Выбрать главу

Но это было письменное, писёцкое, писательское рвение. Музыкального рвения – и пора об этом сказать – у меня не было. Виной, верней, причиной было излишнее усердие моей матери, требовавшей с меня не в меру моих сил и способностей, а всей сверхмерности и безвозрастности настоящего рожденного призвания. С меня требовавшей – себя! С меня, уже писателя – меня, никогда не музыканта. «Отсидишь свои два часа – и рада! Меня, когда мне было четыре года, от рояля не могли оттащить! “Noch ein wenig!” [10] Хотя бы ты раз, раз у меня этого попросила!» Не попросила – никогда. Была честна, и никакая ее заведомая радость и похвала не могли меня заставить попросить того, что само не просилось с губ. (Мать меня музыкой – замучила.) Но и в игре была честна, играла без обману два своих положенных утренних часа, два вечерних (до музыкальной школы, то есть до шести лет!), и даже не часто оглядываясь на спасительный круг часов (которых я, впрочем, лет до десяти совершенно не понимала – с тем же успехом могла бы оглядываться на «Смерть Цезаря» над нотной этажеркой), но как их глубокому зову – радуясь! Играла без матери так же, как при матери, играла, несмотря на соблазны враждовавшей с матерью немки и сердобольной няньки («совсем дитя замучили!») и даже дворника, топившего печку в зале: «Пойди-ка, Мусенька, пробегись!» – и даже, иногда, самого отца, появлявшегося из кабинета, и, не без робости: «А как будто два часа уже прошли? Я тебя точно уж полных три слышу…» Бедный папа! В том-то и дело, что не слышал, ни нас, ни наших гамм, ганонов и галопов, ни материнских ручьев, ни Валерииных (пела) рулад. До того не слышал, что даже дверь из кабинета не закрывал! Ведь, когда не играла я – играла Ася, когда не играла Ася – подбирала Валерия, и, покрывая и заливая всех нас, – мать – целый день и почти что целую ночь! А знал он только всего один мотив – из «Аиды» – наследие первой жены, певчей и рано умолкшей птицы. «Даже „Боже, царя храни” не умеешь спеть!» – мать ему, с шутливой укоризной. «Как не могу? Могу! (и, с полной готовностью) Бо-о-же!» Но до «царя» не доходило никогда, ибо мать, с вовсе уже не шутливо – а с истинно-страдальчески-искаженным лицом, тут же прижимала к ушам руки, и отец переставал. Голос у него был сильный.
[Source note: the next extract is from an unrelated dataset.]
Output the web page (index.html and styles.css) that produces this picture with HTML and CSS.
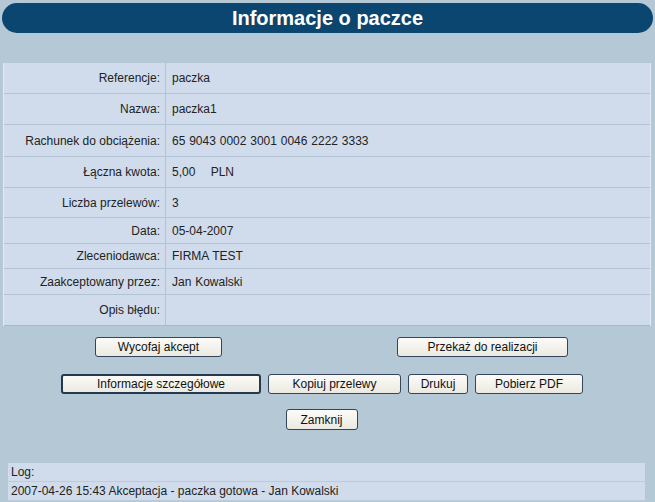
FILE: index.html
```html
<!DOCTYPE html>
<html lang="pl">
<head>
    <meta charset="UTF-8">
    <meta name="viewport" content="width=device-width, initial-scale=1.0">
    <title>Informacje o paczce</title>
    <link rel="stylesheet" href="styles.css">
</head>
<body>
    <h1 class="title">Informacje o paczce</h1>

    <div class="details">
        <div class="row tall"><span class="label">Referencje:</span><span class="value">paczka</span></div>
        <div class="row tall"><span class="label">Nazwa:</span><span class="value">paczka1</span></div>
        <div class="row taller"><span class="label">Rachunek do obciążenia:</span><span class="value">65 9043 0002 3001 0046 2222 3333</span></div>
        <div class="row tall"><span class="label">Łączna kwota:</span><span class="value">5,00 &nbsp;&nbsp; PLN</span></div>
        <div class="row mid"><span class="label">Liczba przelewów:</span><span class="value">3</span></div>
        <div class="row"><span class="label">Data:</span><span class="value">05-04-2007</span></div>
        <div class="row short"><span class="label">Zleceniodawca:</span><span class="value">FIRMA TEST</span></div>
        <div class="row"><span class="label">Zaakceptowany przez:</span><span class="value">Jan Kowalski</span></div>
        <div class="row tall last"><span class="label">Opis błędu:</span><span class="value"></span></div>
    </div>

    <div class="actions first">
        <span class="cell left"><button type="button" class="btn wide">Wycofaj akcept</button></span>
        <span class="cell right"><button type="button" class="btn wider">Przekaż do realizacji</button></span>
    </div>
    <div class="actions second">
        <button type="button" class="btn focus">Informacje szczegółowe</button>
        <button type="button" class="btn copy">Kopiuj przelewy</button>
        <button type="button" class="btn print">Drukuj</button>
        <button type="button" class="btn pdf">Pobierz PDF</button>
    </div>
    <div class="actions third">
        <button type="button" class="btn close">Zamknij</button>
    </div>

    <div class="log">
        <div class="log-row">Log:</div>
        <div class="log-row">2007-04-26 15:43 Akceptacja - paczka gotowa - Jan Kowalski</div>
    </div>
</body>
</html>
```

FILE: styles.css
```css
* {
    box-sizing: border-box;
}

body {
    margin: 0;
    background-color: #b5c8d6;
    font-family: "Liberation Sans", Arial, sans-serif;
    font-size: 12px;
    color: #222;
}

.title {
    margin: 3px 2px 0;
    height: 30px;
    line-height: 30px;
    border-radius: 15px;
    background-color: #0b4670;
    color: #fff;
    text-align: center;
    font-size: 20px;
    font-weight: bold;
}

.details {
    margin: 30px 4px 0 3px;
    background-color: #d0dcec;
    border-left: 1px solid #e2eaf4;
    border-right: 1px solid #e2eaf4;
}

.row {
    display: grid;
    grid-template-columns: 162px 1fr;
    height: 26px;
    border-bottom: 1px solid #b2c3d6;
}

.row.tall { height: 31px; }
.row.taller { height: 32px; }
.row.mid { height: 30px; }
.row.short { height: 25px; }

.row.last {
    border-bottom: 1px solid #a5b8cc;
}

.label,
.value {
    display: flex;
    align-items: center;
}

.label {
    justify-content: flex-end;
    padding-right: 5px;
    border-right: 1px solid #b2c3d6;
}

.value {
    padding-left: 6px;
    word-spacing: 0.5px;
}

.actions {
    display: flex;
    justify-content: center;
}

.actions.first {
    margin-top: 11px;
    display: grid;
    grid-template-columns: 320px 1fr;
}

.cell.left {
    padding-left: 95px;
}

.cell.right {
    padding-left: 77px;
}

.actions.second {
    margin-top: 17px;
    gap: 7px;
    padding-right: 11px;
}

.actions.third {
    margin-top: 15px;
    padding-right: 12px;
}

.btn {
    height: 20px;
    padding: 0;
    font-family: "Liberation Sans", Arial, sans-serif;
    font-size: 12px;
    color: #111;
    background: linear-gradient(#fcfbf8, #ece9e1);
    border: 1px solid #35445a;
    border-radius: 3px;
}

.btn.wide { width: 127px; }
.btn.wider { width: 171px; }
.btn.focus { width: 200px; border-width: 2px; border-color: #24384f; }
.btn.copy { width: 133px; }
.btn.print { width: 60px; }
.btn.pdf { width: 108px; }
.btn.close { width: 72px; height: 21px; }

.log {
    margin: 33px 10px 0 8px;
}

.log-row {
    height: 19px;
    line-height: 19px;
    padding-left: 3px;
    background-color: #d0dcec;
    border-bottom: 1px solid #bccbdc;
}
```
Позже, после ее смерти, он часто – Асе: «Что ты, Асенька, как будто фальшивишь?» – для очистки совести – заменяя мать.

Нет, несмотря ни на какие соблазны, соболезнования и зовы – играла. Играла твердокаменно.

Жара. Синева. Мушиная музыка и мука. Рояль у самого окна, точно безнадежно пытаясь в него всем своим слоновым неповоротом – выйти, и в самое окно, уже наполовину в него войдя, как живой человек – жасмин. Пот льет, пальцы красные – играю всем телом, всей своей немалой силой, всем весом, всем нажимом и, главное, всем своим отвращением к игре. Смотрю на кисть, которую в детстве матери нужно было держать на одной линии (напряжения!) с локтем и первым пальцевым суставом и так неподвижно, чтобы не расплескать поставленной на нее (оцените коварство!) севрской чашки с кипящим кофе или не скатить серебряного рубля, а ныне, в моем – держать в непрерывном движении свободы, в чередовании поклона и заброса, чтобы играющая рука, в совокупности локтя, кисти и концов пальцев, давала пьющего лебедя, и на обороте которой (кисти) голубые жилы, у меня, если нажать, дают явную букву Н – того Николая, за которого, по толкованию немки, я через двенадцать лет выйду замуж, – по француженке же: Henri. Все на воле: Андрюша с папой пошли купаться, мама с Асей «на пеньки», Валерия в Тарусу на почту, только кухарка одна стучит котлетным ножом – и я – по клавишам. Или, осень: Андрюша строгает палку, Ася, высунув язык, рисует дома, мама читает «Eckerhardt», Валерия пишет письмо Вере Муромцевой, я одна – «играю». (Зачем??)